Sales models are much more complex, and there is a multitude of options. Because no proven sales models yet exist, it's critical that the partnership has at least one super innovative `forward thinker' that can view all opportunities with a completely open mind.
Marketing and positioning value to partners and customers must be much more aggressive.
The `guerilla' may no longer be the mega-manufacturer. It might be a startup `killer app' developer, or it might be you.
ROI must still be measured, but not by traditional means. Rather than revenue generated by the investment in the partnership, you'll have to measure it by other metrics like image development, market recognition and opportunities targeted.
Planning cycles are significantly reduced. More than one year? Forget about it. In the Internet economy, you have to do your planning in a three-month timeframe.
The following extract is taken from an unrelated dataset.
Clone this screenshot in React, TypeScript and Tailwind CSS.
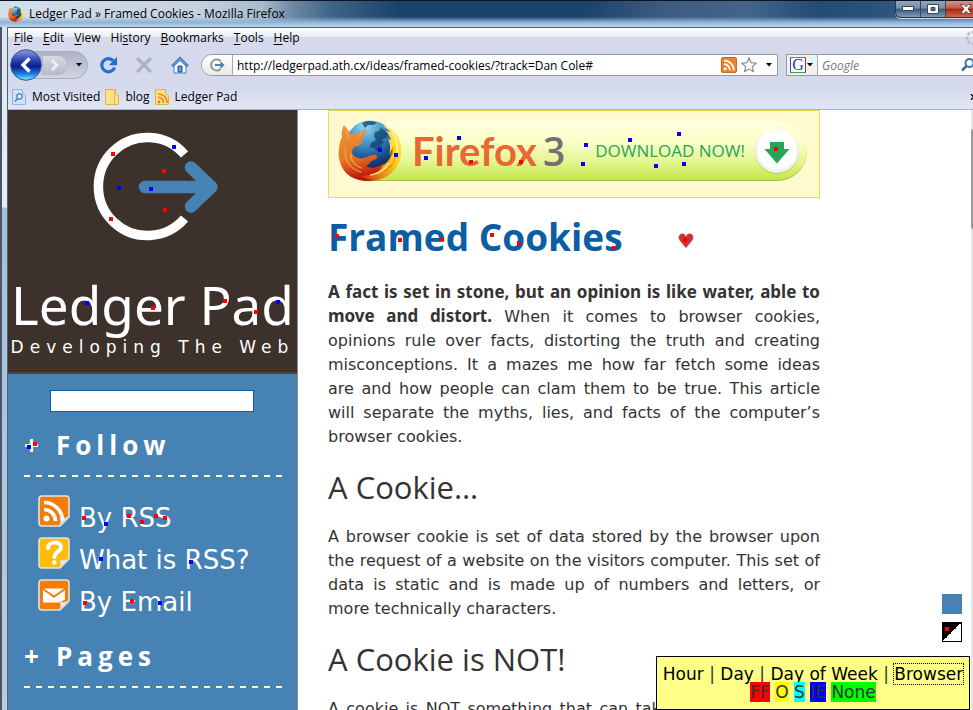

So what do you need to do to establish and maintain the most profitable e-alliances with your manufacturers?
Do your due diligence by analysing possible partners and markets you can enter with them. Understand their e-business strategies and match your capabilities to these in the form of a value proposition. Leverage first mover's advantage among your selected partners by getting to them fast and early.
Demonstrate your knowledge of the differences between partnering in a traditional market and the e-business space.
And, finally, because there aren't any models yet to follow in the electronic business market, show them how nimble and creative you can be.
At this point in the market's infancy, the only mistakes you can make are not being proactive and not being fast.